DGB-Studie:Hauptschüler werden zu staatlich geprüften Abgehängten

Viele Betriebe stellen übertriebene Anforderungen an ihre künftigen Azubis. Dabei hätten gerade motivierte Hauptschüler eine Chance verdient.

Ein Kommentar von Roland Preuß

Man kann es ja nachempfinden: Welche Firma hätte nicht gerne die Besten eines Jahrgangs als Auszubildende? Nach dem Motto: Eine Eins in allen Abiturfächern, aber weil es mit dem Chemiestudium nicht klappt, können Sie bei uns als Einzelhandelskauffrau anfangen. So kann man die Idealvorstellung vieler Chefs zuspitzen. Für den einzelnen Betrieb mag das sinnvoll sein, im großen Ganzen aber erwachsen daraus Probleme.

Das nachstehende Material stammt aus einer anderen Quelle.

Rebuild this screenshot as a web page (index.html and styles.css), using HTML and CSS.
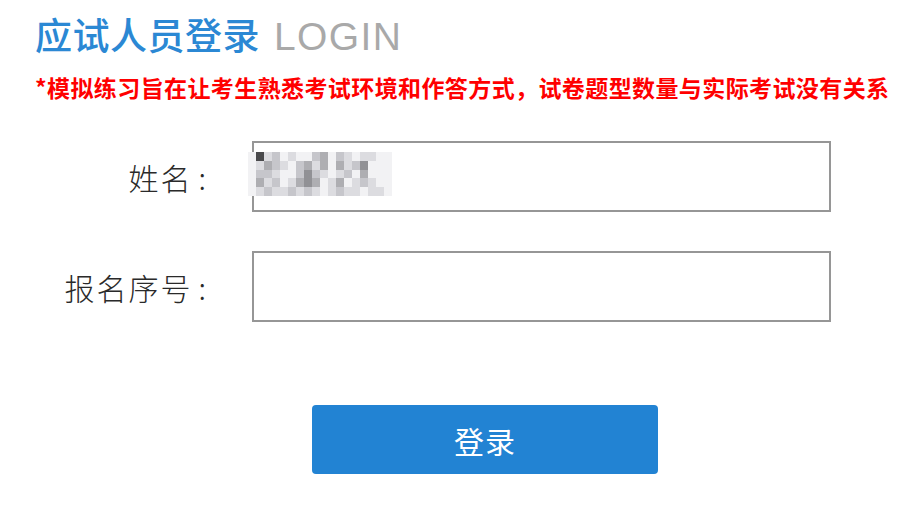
FILE: index.html
```html
<!DOCTYPE html>
<html lang="zh-CN">
<head>
<meta charset="utf-8">
<title>应试人员登录</title>
<link rel="stylesheet" href="styles.css">
</head>
<body>
<div class="page">
  <h1 class="title"><span class="title-cn">应试人员登录</span><span class="title-en">LOGIN</span></h1>
  <p class="notice">*模拟练习旨在让考生熟悉考试环境和作答方式，试卷题型数量与实际考试没有关系</p>
  <form class="form">
    <label class="label" for="name">姓名<span class="colon">:</span></label>
    <div class="field">
      <input class="input" id="name" type="text">
      <div class="mosaic">
        <span class="m0"></span><span class="m5"></span><span class="m1"></span><span class="m2"></span><span class="m0"></span><span class="m1"></span><span class="m0"></span><span class="m0"></span><span class="m2"></span><span class="m3"></span><span class="m0"></span><span class="m2"></span><span class="m1"></span><span class="m0"></span><span class="m1"></span><span class="m1"></span><span class="m0"></span><span class="m0"></span>
        <span class="m0"></span><span class="m1"></span><span class="m3"></span><span class="m2"></span><span class="m1"></span><span class="m0"></span><span class="m2"></span><span class="m3"></span><span class="m1"></span><span class="m3"></span><span class="m0"></span><span class="m3"></span><span class="m1"></span><span class="m2"></span><span class="m4"></span><span class="m0"></span><span class="m0"></span><span class="m0"></span>
        <span class="m0"></span><span class="m2"></span><span class="m2"></span><span class="m1"></span><span class="m0"></span><span class="m0"></span><span class="m2"></span><span class="m4"></span><span class="m2"></span><span class="m1"></span><span class="m0"></span><span class="m1"></span><span class="m2"></span><span class="m0"></span><span class="m3"></span><span class="m0"></span><span class="m0"></span><span class="m0"></span>
        <span class="m0"></span><span class="m3"></span><span class="m1"></span><span class="m2"></span><span class="m0"></span><span class="m1"></span><span class="m3"></span><span class="m4"></span><span class="m3"></span><span class="m0"></span><span class="m1"></span><span class="m3"></span><span class="m0"></span><span class="m1"></span><span class="m2"></span><span class="m1"></span><span class="m0"></span><span class="m0"></span>
        <span class="m0"></span><span class="m1"></span><span class="m2"></span><span class="m1"></span><span class="m1"></span><span class="m2"></span><span class="m1"></span><span class="m2"></span><span class="m1"></span><span class="m0"></span><span class="m1"></span><span class="m2"></span><span class="m1"></span><span class="m1"></span><span class="m0"></span><span class="m1"></span><span class="m1"></span><span class="m0"></span>
      </div>
    </div>
    <label class="label" for="seq">报名序号<span class="colon">:</span></label>
    <div class="field">
      <input class="input" id="seq" type="text">
    </div>
    <div class="actions">
      <button class="btn" type="button">登录</button>
    </div>
  </form>
</div>
</body>
</html>
```

FILE: styles.css
```css
html, body {
  margin: 0;
  padding: 0;
  background: #ffffff;
}

body {
  font-family: "Noto Sans CJK SC", "Noto Sans", sans-serif;
  overflow: hidden;
}

.page {
  padding-top: 12px;
  width: 899px;
  overflow: hidden;
}

.title {
  margin: 0;
  padding-left: 35px;
  display: flex;
  align-items: baseline;
  font-weight: normal;
  line-height: 44px;
  white-space: nowrap;
}

.title-cn {
  font-size: 37px;
  font-weight: 500;
  color: #2b88d4;
  letter-spacing: 0.5px;
}

.title-en {
  font-family: "Liberation Sans", Arial, sans-serif;
  font-size: 39px;
  color: #a9a9a9;
  letter-spacing: 1.4px;
  margin-left: 14px;
}

.notice {
  margin: 14px 0 0 0;
  padding-left: 35px;
  font-size: 23px;
  line-height: 28px;
  font-weight: bold;
  color: #ff0000;
  white-space: nowrap;
  letter-spacing: 0.4px;
}

.form {
  margin-top: 40px;
  display: grid;
  grid-template-columns: 210px 579px;
  column-gap: 42px;
  row-gap: 39px;
}

.label {
  display: flex;
  align-items: center;
  justify-content: flex-end;
  padding-right: 4px;
  font-size: 30px;
  font-weight: 300;
  color: #2a2a2a;
  letter-spacing: 2px;
}

.colon {
  margin-left: 6px;
  letter-spacing: 0;
}

.field {
  position: relative;
  height: 71px;
}

.input {
  box-sizing: border-box;
  width: 100%;
  height: 100%;
  margin: 0;
  border: 2px solid #969696;
  background: #ffffff;
  padding: 0 10px;
  font-size: 28px;
  outline: none;
}

.mosaic {
  position: absolute;
  left: -4px;
  top: 11px;
  display: grid;
  grid-template-columns: repeat(18, 8px);
  grid-auto-rows: 8.8px;
}

.m0 { background: #f2f2f4; }
.m1 { background: #dcdce0; }
.m2 { background: #c6c6cb; }
.m3 { background: #aeaeb2; }
.m4 { background: #919195; }
.m5 { background: #4a4a4c; }

.actions {
  grid-column: 1 / 3;
  margin-top: 44px;
  padding-left: 312px;
}

.btn {
  width: 346px;
  height: 69px;
  border: none;
  border-radius: 4px;
  background: #2283d3;
  color: #ffffff;
  font-family: "Noto Sans CJK SC", sans-serif;
  font-size: 30px;
  letter-spacing: 1px;
  cursor: pointer;
}
```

Jugendliche mit Hauptschulabschluss werden häufig von Lehrstellen von vornherein ausgeschlossen, wie nun eine Studie des DGB gezeigt hat. Die Firmen verlangen mittlere Reife oder sogar Hochschulreife für eine Bewerbung.

Hauptschüler werden verdrängt

Damit verliert der Hauptschulabschluss weiter an Wert, die Unternehmen selbst setzen eine Abwärtsspirale in Gang. Der Abschluss nach der neunten Klasse galt schon bisher nicht als Krönung der Bildungskarriere. Wenn er nun aber in fast zwei von drei Stellenangeboten nicht einmal mehr als Zugang zu einer Berufsausbildung taugt, verkommt er zum Dokument für staatlich geprüfte Abgehängte.

Der Ruf des Hauptschulabschlusses leidet weiter, noch weniger Betriebe werden bereit sein, Hauptschüler aufzunehmen. Und den Schulen fällt es noch schwerer, Jugendliche für diesen Abschluss zu motivieren. Sie werden verdrängt von Bewerbern mit mittlerer Reife oder Abitur, die sich unter den Auszubildenden immer mehr Plätze erobern.

Warum muss ein künftiger Koch unbedingt mittlere Reife haben?

Zum Teil hat das seine Berechtigung. Viele Ausbildungsberufe sind anspruchsvoller geworden. In einer Autowerkstatt reicht es nicht mehr, Getriebeschäden und Achsbrüche zu meistern. Autos sind komplexer geworden, sie stecken voller Chips und Kabelbäumen, die Betriebe haben sich daran angepasst und bilden Kfz-Mechatroniker aus, die sich dem komplizierten Zusammenspiel von Mechanik und Elektronik widmen. Dafür bildet die mittlere Reife eine gute Grundlage.

Dieser Grundstock an Schulwissen ist aber bei Weitem nicht in allen Ausbildungsberufen vonnöten. Müssen Köche oder Hotelfachmänner wirklich immer die mittlere Reife mitbringen? Muss die Einzelhandelskauffrau tatsächlich einen Hochschulzugang vorweisen, so wie es der DGB für Hunderte Fälle festgestellt hat? Auch motivierte Hauptschüler haben hier eine Chance verdient. Ausgerechnet Restaurants und Hotels, die heftig über Bewerbermangel klagen, stellen oft solch übertriebene Anforderungen. Die Unternehmen können selbst etwas dagegen tun.

Den Trend zu höheren Schulabschlüssen muss und soll man damit nicht aufhalten, doch das Verlangen nach höherwertigen Zeugnissen muss begründet sein. Der Staat kann seinen Anteil leisten, um den Jugendlichen bessere Chancen zu ermöglichen: indem er nach dem Hauptschulabschluss attraktive Angebote für höhere Abschlüsse macht, indem er Jugendliche individuell fördert, um mehr herauszukitzeln als bisher. Auch hier gilt: Die Jugendlichen mit Hauptschulabschluss haben eine bessere Chance verdient.